Nur langfristige und freiwillige Praktika sind vom Gesetz betroffen
Längst nicht alle Praktikantinnen und Praktikanten bemerken überhaupt etwas vom Mindestlohn. Zwar erhalten mittlerweile knapp 96 Prozent der Befragten eine Vergütung, von den neuen Regelungen betroffen sind allerdings nur 23 Prozent. Bei dem Rest handelt es sich um Pflichtpraktika oder freiwillige Praktika unter drei Monaten Laufzeit. Diese werden zwar oft ebenfalls vergütet, fallen allerdings nicht unter das Mindestlohngesetz.
Studierende, die in den Semesterferien ein freiwilliges Praktikum absolvieren wollen, tun das in den meisten Fällen also weiter zu herkömmlichen Konditionen, wobei die jeweilige Vergütung im Ermessensbereich des Betriebes liegt. Auch Studierende, die ihre Schnupperzeit im Rahmen ihres Studiums belegen müssen, haben in diesem Praktikum keinen Anspruch auf Mindestlohn. Umgekehrt erhalten diese allerdings immer noch Unterstützung durch BAföG, was bei freiwilligen Praktika neben dem Studium meist nicht der Fall ist.

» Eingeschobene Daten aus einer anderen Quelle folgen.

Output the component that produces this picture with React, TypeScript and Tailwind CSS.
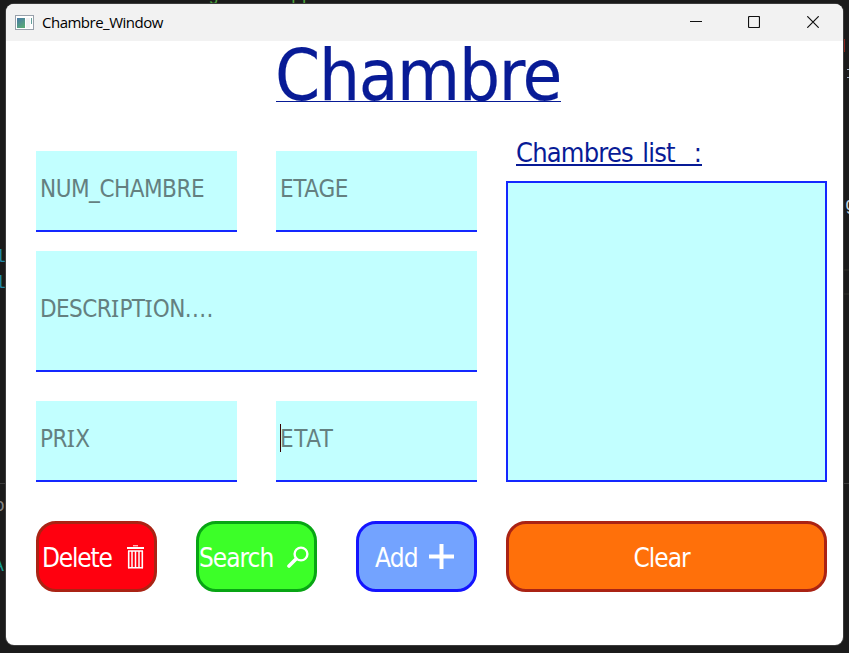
import React from "react";

const tahoma = "font-['DejaVu_Sans_Condensed','DejaVu_Sans',sans-serif] [font-stretch:condensed]";

function Caps({ text }: { text: string }) {
  return (
    <>
      {text.split(/(I)/).map((part, i) =>
        part === "I" ? (
          <span key={i} className="font-['Noto_Sans',sans-serif] leading-none tracking-[0.2px] [font-stretch:normal]">I</span>
        ) : (
          part
        )
      )}
    </>
  );
}

function Field({ label, tail, className, spacing, focused }: { label: string; tail?: string; className: string; spacing: string; focused?: boolean }) {
  return (
    <div className={`flex items-center border-b-2 border-[#1428ff] bg-[#c2ffff] pl-1 ${className}`}>
      {focused && <span className="-mr-px h-7 w-px shrink-0 -translate-y-[3px] bg-[#3a0000]" />}
      <span className={`h-7 -translate-y-[2px] whitespace-pre text-[24px] leading-7 text-[#648080] ${spacing}`}>
        <Caps text={label} />
        {tail && <span className="tracking-[0.4px]">{tail}</span>}
      </span>
    </div>
  );
}

function Backdrop() {
  return (
    <div className="absolute inset-0 overflow-hidden font-['Liberation_Mono',monospace] text-[18px] leading-5">
      <span className="absolute left-[208px] top-[-15px] text-[#4ba03c]">g</span>
      <span className="absolute left-[291px] top-[-15px] text-[#4ba03c]">pp</span>
      <span className="absolute left-[-5px] top-[247px] text-[#2387a5]">l</span>
      <span className="absolute left-[-5px] top-[273px] text-[#2387a5]">l</span>
      <span className="absolute left-[-6px] top-[496px] text-[#858585]">or</span>
      <span className="absolute left-[-7px] top-[556px] text-[#189c91]">A'</span>
      <span className="absolute left-0 top-[483px] h-px w-full bg-[#3c3c3c]" />
      <span className="absolute left-[843px] top-[39px] h-[13px] w-[2px] bg-[#8a251e]" />
      <span className="absolute left-[847px] top-[69px] h-px w-[2px] bg-[#a5b5c8]" />
      <span className="absolute left-[847px] top-[77px] h-px w-[2px] bg-[#a5b5c8]" />
      <span className="absolute left-[845px] top-[195px] text-[#c8d5e0]">g</span>
      <span className="absolute left-[843px] top-[269px] h-[2px] w-[6px] bg-[#252522]" />
      <span className="absolute left-[843px] top-[293px] h-[2px] w-[6px] bg-[#252522]" />
    </div>
  );
}

export default function App() {
  return (
    <div className={`relative h-[653px] w-[849px] overflow-hidden bg-[#1b1b1b] pl-[6px] pt-1 ${tahoma}`}>
      <Backdrop />
      <div className="relative h-[641px] w-[837px] overflow-hidden rounded-[8px] bg-white shadow-[0_0_0_1px_#3c3c3c]">
        <header className="flex h-[37px] items-center bg-[#f2f2f2] pl-[9px]">
          <svg width="19" height="16" viewBox="0 0 19 16" shapeRendering="crispEdges">
            <defs>
              <linearGradient id="pane" x1="0" y1="0" x2="0.6" y2="1">
                <stop offset="0" stopColor="#4878a8" />
                <stop offset="1" stopColor="#58a878" />
              </linearGradient>
            </defs>
            <rect x="0.5" y="0.5" width="18" height="14" fill="#fff" stroke="#98a0aa" />
            <rect x="2" y="3" width="8" height="10" fill="url(#pane)" />
            <rect x="11" y="3" width="4" height="10" fill="#f0f1f3" />
            <rect x="16" y="3" width="1" height="6" fill="#66a09c" />
          </svg>
          <span className="ml-2 -translate-y-px font-['Open_Sans',sans-serif] text-[15px] leading-5 tracking-[-0.5px] text-black [font-stretch:normal]">Chambre_Window</span>
          <div className="ml-auto mr-[24px] flex -translate-y-[1px] items-center gap-[46px]">
            <svg width="12" height="12" viewBox="0 0 12 12" className="-translate-x-px"><path d="M0 5.5H12" stroke="#111" /></svg>
            <svg width="12" height="12" viewBox="0 0 12 12" className="-translate-x-px"><rect x=".5" y=".5" width="11" height="11" rx="1" fill="none" stroke="#111" strokeWidth="1.2" /></svg>
            <svg width="12" height="12" viewBox="0 0 12 12"><path d="M.3.3L11.7 11.7M11.7.3L.3 11.7" stroke="#111" strokeWidth="1.2" /></svg>
          </div>
        </header>

        <h1 className="ml-[270px] mt-[-2px] flex h-[63px] w-[285px] items-end border-b border-[#081b96] text-[72px] leading-[85px] tracking-[-1.3px] text-[#081b96] [-webkit-text-stroke:0.2px_#081b96]">
          <span className="-mb-[17px] -ml-px">Chambre</span>
        </h1>

        <main className="ml-[30px] mt-[29px] flex gap-[29px]">
          <section className="w-[441px] pt-5">
            <div className="flex justify-between">
              <Field label="NUM_CHAMBRE" spacing="tracking-[-0.5px]" className="h-[81px] w-[201px]" />
              <Field label="ETAGE" spacing="tracking-[-0.3px]" className="h-[81px] w-[201px]" />
            </div>
            <Field label="DESCRIPTION" tail="...." spacing="tracking-[-0.6px]" className="mt-[19px] h-[121px] w-full" />
            <div className="mt-[29px] flex justify-between">
              <Field label="PRIX" spacing="tracking-[-0.6px]" className="h-[81px] w-[201px]" />
              <Field label="ETAT" focused spacing="tracking-[0.6px]" className="h-[81px] w-[201px]" />
            </div>
          </section>
          <section className="w-[321px]">
            <h2 className="ml-[10px] mt-[2px] h-[33px] w-[186px] border-b-2 border-[#081b96] text-[27px] leading-[39px] tracking-[-0.8px] [word-spacing:2.5px] whitespace-pre text-[#081b96]">Chambres list  :</h2>
            <div className="mt-[15px] h-[301px] border-2 border-[#1428ff] bg-[#c2ffff]" />
          </section>
        </main>

        <footer className="ml-[30px] mt-[39px] flex text-[26px] leading-8 whitespace-pre text-white">
          <button className="flex h-[71px] w-[121px] items-center rounded-[20px] border-[3px] border-[#aa2314] bg-[#ff000f] pl-[3px]">
            <span className="w-[84px] translate-y-px text-left tracking-[-1.2px]">Delete</span>
            <svg width="17" height="24" viewBox="0 0 17 24" className="translate-x-px" fill="none" stroke="#fff">
              <path d="M6 .8H11" />
              <path d="M0 3H17" strokeWidth="2" />
              <path d="M1.7 6V23.2M15.3 6V23.2" strokeWidth="1.6" />
              <path d="M1 6H16M1 22.7H16" strokeWidth="1.6" />
              <path d="M5 6V23M8.5 6V23M12 6V23" strokeWidth="1.5" />
            </svg>
          </button>
          <button className="ml-[39px] flex h-[71px] w-[121px] items-center rounded-[20px] border-[3px] border-[#08a514] bg-[#3cff28]">
            <span className="w-[88px] translate-y-px text-left tracking-[-1px]">Search</span>
            <svg width="22" height="22" viewBox="0 0 22 22" fill="none" stroke="#fff">
              <circle cx="14" cy="8" r="6.4" strokeWidth="2.4" />
              <path d="M9 13L2 20" strokeWidth="3.6" strokeLinecap="round" />
            </svg>
          </button>
          <button className="ml-[39px] flex h-[71px] w-[121px] items-center rounded-[20px] border-[3px] border-[#1414ff] bg-[#73a3ff] pl-4">
            <span className="w-[54px] translate-y-px text-left tracking-[-0.8px]">Add</span>
            <svg width="25" height="25" viewBox="0 0 25 25"><path d="M0 12.5H25M12.5 0V25" stroke="#fff" strokeWidth="4" /></svg>
          </button>
          <button className="ml-[29px] flex h-[71px] w-[321px] items-center justify-center rounded-[20px] border-[3px] border-[#aa2314] bg-[#ff700a] pr-[10px]">
            <span className="translate-y-px tracking-[-1px]">Clear</span>
          </button>
        </footer>
      </div>
    </div>
  );
}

Praktika werden zu teuer: Unternehmen streichen Plätze und suchen nach Lücken
Durch die umstrittene Dreimonatsgrenze offenbart das Mindestlohngesetz eine seiner größten Schwächen. Kritische Stimmen befürchten, dass durch die Einführung des Mindestlohns die Praktikumslandschaft nachhaltig geschädigt werden könnte: Entweder, weil kleinere Unternehmen sich die teuren Praktika nicht mehr leisten können, und somit weniger Stellen angeboten werden, oder weil Arbeitgebende in Zukunft bevorzugt dreimonatige Praktikumsstellen anbieten. Das Aus der „Generation Praktikum“ könnte auch das „Aus der meisten sinnvollen Studentenpraktika“ bedeuten, wie FDP-Bundesvorstand Johannes Vogel bereits 2014 im SPIEGEL prophezeite.
Tatsächlich ist an seiner These etwas dran. Der Praktikantenspiegel stellt fest: 2015 waren 21 Prozent der Befragten unter drei Monaten im Praktikumsunternehmen beschäftigt. Im Vorjahr waren es nur rund elf Prozent. „Wohl ein Indiz, dass viele Unternehmen den Mindestlohn umgehen - und nicht zahlen wollen“ schreibt die Informationsplattform Karrierebibel. Die Unternehmen selbst gaben darüber hinaus an, ihre Einstellungsgewohnheiten grundsätzlich geändert zu haben: 89 Prozent der befragten Betriebe wollen in Zukunft entweder weniger Praktikantinnen und Praktikanten einstellen oder nur solche Kräfte in den Betrieb holen, die nicht unter das Mindestlohngesetz fallen.